Standing here today, it seems almost impossible that this city could have once existed without football. The game and the place are now so closely entwined that they seem to share a heartbeat. The pulse of the city ebbs and wanes in sympathy with the fortunes of Newcastle United. Defeat darkens the mood like the blackest thundercloud. Life weighs more heavily on the shoulders. Victory seems as rare as warm sunshine, but when it comes the city basks in it. After a weekend win, Monday morning commuters can share a smile. Visitors searching for football need not even raise their eyes to the city’s skyline and the great cathedral of St James’ Park. Newcastle’s obsession is so conspicuous that it can almost be tasted and touched. Football is as thick in the air as the fog on the Tyne.
Football has probably been played in Newcastle in one form or another since the Romans first settled on the banks of this big river back in the 2nd century.
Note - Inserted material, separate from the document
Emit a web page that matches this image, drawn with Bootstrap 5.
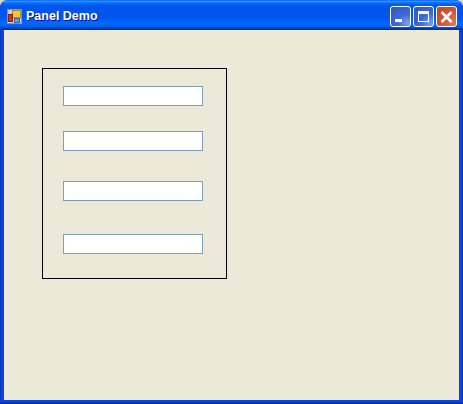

The Romans played a ball game called harpastum, a violent affair that seems to have been a kind of ultimate fighting version of rugby. By medieval times, this had morphed into the only slightly more civilised ‘mob football’ game, played between hundreds of villagers and townsfolk, usually on public holidays, particularly Shrove Tuesday. You often see ‘Shrovetide football’ turning up on regional news broadcasts, as it’s still traditionally played in villages and towns today, notably in Alnwick in Northumberland and Sedgefield in County Durham.